Body image during pregnancy is a juxtaposition of feeling beautiful and strong one second and then like a busted can of biscuits the next. Whether a woman is a size 2 or 22, I think body image is something that we all struggle with to some degree during pregnancy, and especially after (for some great encouragement, Hannah talked about showing yourself grace after having a baby here). Thanks to social media, magazines, and models, women can be made to feel like we are supposed to carry a soccer ball, not swell, have zero stretch marks, strut around in stilettos and then bounce back at Adriana Lima speed. You would think that pregnancy would be one of those times where women stopped the comparison game, but I would go so far as to say that it’s worse.
When we get on that scale at every appointment, we see the number climbing and have to remind ourselves that it’s totally normal and needed (to a degree) for a healthy pregnancy and baby. However, getting into that mindset isn’t always the easiest. I have found myself the heaviest I have been in my entire life and I have gained more this pregnancy than I ever did with both boys, yet I ate much healthier and knew so much more about health in general. I know that I have taken care of myself and this baby the best I could, but it’s still humbling to see that number climb higher and higher every time I go to my prenatal appointments (I don’t own a scale at home, so my appointments are the only time I see my weight).
I see pictures on Instagram of other pregnant women and find myself envious of the way they look, be it their body, their hair, their skin, etc. I find myself picking apart the way that I look, and that’s not fair. Comparison is the thief of joy and this is one of the most joyous times in my life as I get ready to welcome my third baby, my little girl, into the world. It’s so crazy that I allow myself to go from “this is what God created me for, I am so strong” to “I feel massive, I swear that cellulite was not there this morning” in almost a split second. It’s stupid, really. I shouldn’t scrutinize the way I look and neither should you.
I am so thankful for my husband who daily tells me that I am beautiful and that my body is doing exactly what it needs to do for our baby. I know that I will eventually get to exercise and lose weight. And I know that we all have a journey that we walk daily of learning to be comfortable in our own skin. Pregnancy should definitely be a time in a woman’s life when she feels the most beautiful. So, embrace the unrecognizable, yet still distinctly you, version of yourself during this time. Eat that brownie (maybe not the whole pan though…share some) or bread without worrying about the scale ticking up just because you enjoyed something that wasn’t a salad. Remember that you’re growing and nurturing a real life miracle, and cellulite and stretch marks are just a part of it all. You’ll be getting all of the cardio imaginable when that little one kicking you in the rib cage is running straight for your light colored couch with your favorite lipstick.

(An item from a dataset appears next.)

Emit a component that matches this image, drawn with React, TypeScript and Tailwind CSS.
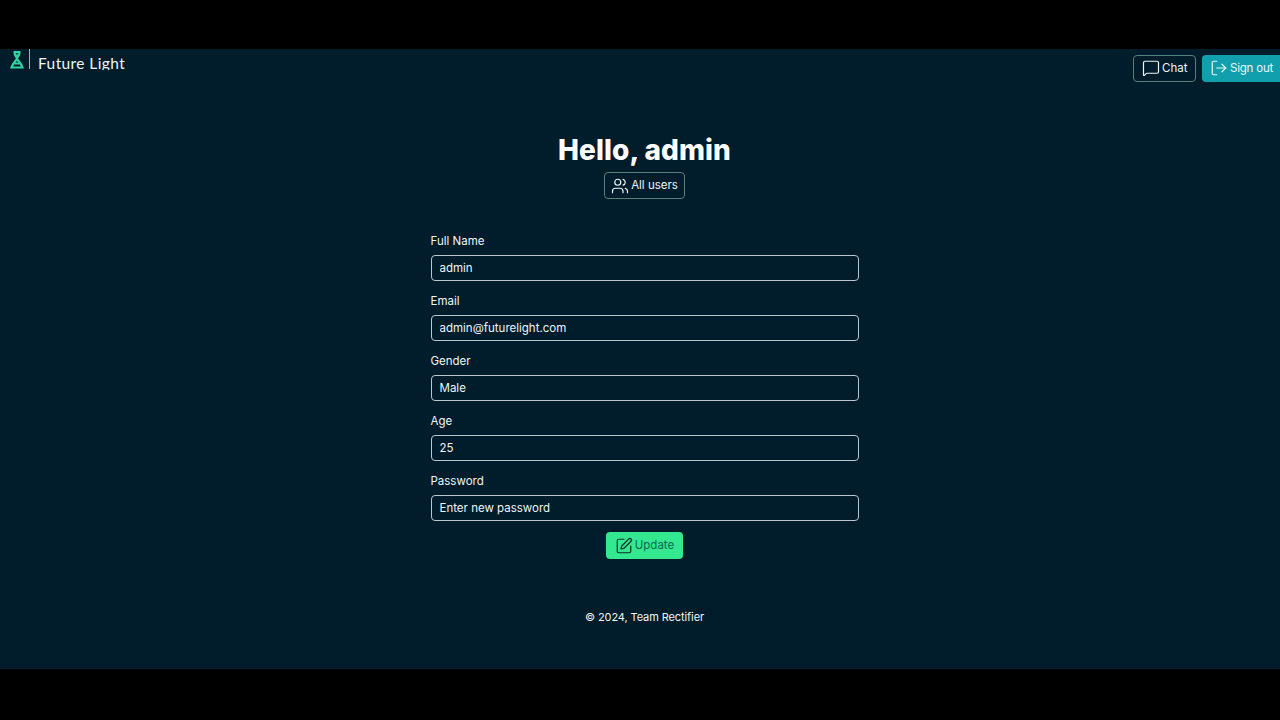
import { MessageSquare, LogOut, Users, SquarePen } from "lucide-react";

const fields = [
  { label: "Full Name", value: "admin" },
  { label: "Email", value: "admin@futurelight.com" },
  { label: "Gender", value: "Male" },
  { label: "Age", value: "25" },
  { label: "Password", value: "Enter new password" },
];

const App = () => {
  return (
    <div className="flex flex-col h-[720px] overflow-hidden bg-black text-white font-['Inter',sans-serif]">
      <div className="h-[49px] shrink-0" />

      <div className="flex flex-col h-[620px] bg-[#011c2a]">
        {/* Nav */}
        <div className="flex justify-between h-[48px]">
          <div className="flex items-start pl-[10px]">
            <svg width="14" height="18" viewBox="0 0 14 18" fill="none" stroke="#2fd6a0" strokeWidth="2.200" className="mt-[2px]">
              <path d="M3.500 1.200h7M4.500 1.200c0 3.500 2 4.500 2.500 6.300C6.500 9.500 2.500 12.500 1.500 16.500h11C11.500 12.500 7.500 9.500 7 7.500c.5-1.800 2.500-2.800 2.500-6.300" />
              <path d="M4.500 12.500h5M5 4.500h4" />
            </svg>
            <div className="w-px h-[20px] bg-[#9fb2bb] ml-[5px]" />
            <div className="h-[17px] overflow-hidden ml-[8px] mt-[4px] text-[15.500px] leading-[20px] tracking-[0.4px] text-[#eef6f8] font-['Lato',sans-serif]">
              Future Light
            </div>
          </div>
          <div className="flex items-start gap-[6px] pt-[6px]">
            <button className="flex items-center gap-[2px] h-[27px] w-[63px] pl-[8px] rounded border border-[#55807c] text-[11.500px] text-[#eef6f8]">
              <MessageSquare size={18} strokeWidth={1.600} className="-mt-[1px]" />
              Chat
            </button>
            <button className="flex items-center gap-[2px] h-[27px] w-[78px] pl-[8px] rounded-l bg-[#119fae] text-[11.500px] tracking-[-0.2px] text-[#e6f7f8]">
              <LogOut size={18} strokeWidth={1.600} className="-mt-[1px]" />
              Sign out
            </button>
          </div>
        </div>

        {/* Main */}
        <div className="flex flex-col items-center pl-[9px]">
          <h1 className="mt-[36px] h-[34px] text-[28px] leading-[34px] font-extrabold tracking-[0.1px]">Hello, admin</h1>
          <button className="flex items-center justify-center gap-[2px] mt-[5px] w-[81px] h-[27px] rounded border border-[#55807c] text-[11.500px] text-[#eef6f8]">
            <Users size={18} strokeWidth={1.600} />
            All users
          </button>

          <form className="flex flex-col gap-[8px] w-[428px] mt-[33px]">
            {fields.map((f) => (
              <div key={f.label} className="flex flex-col h-[52px]">
                <label className="h-[18px] text-[11.500px] leading-[18px] text-[#eef6f8]">{f.label}</label>
                <input
                  readOnly
                  value={f.value}
                  className="mt-[5px] h-[26px] px-[8px] rounded border border-[#b9c8ce] bg-transparent text-[11.500px] text-[#eef6f8] outline-none"
                />
              </div>
            ))}
          </form>

          <button className="flex items-center justify-center gap-[2px] mt-[8px] w-[77px] h-[27px] rounded bg-[#33e88f] text-[11.500px] text-[#0b6a55]">
            <SquarePen size={18} strokeWidth={1.600} className="text-[#04302a]" />
            Update
          </button>

          <footer className="mt-[49px] text-[11px] leading-[18px] tracking-[-0.1px] text-[#eef6f8]">© 2024, Team Rectifier</footer>
        </div>
      </div>

      <div className="flex-1" />
    </div>
  );
};

export default App;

Pregnancy is exhausting and exhilarating; hard and empowering; full of anxiety and joy. A juxtaposition of so many things and emotions. If you’re struggling with body image during pregnancy and don’t recognize your body anymore, know you’re not alone. But also know that what society tells us is “beautiful” concerning pregnancy is only one form of it. Beauty comes in all shapes and sizes, with stretch marks and without, with clear skin and with breakouts, with shiny hair and dry hair, and all of the other things we women like to pick apart about ourselves. Show yourself some grace, indulge in some cravings, and know that you’re getting ready to bring a miracle into the world and that alone is BAD ASS. You’re strong and beautiful, mama!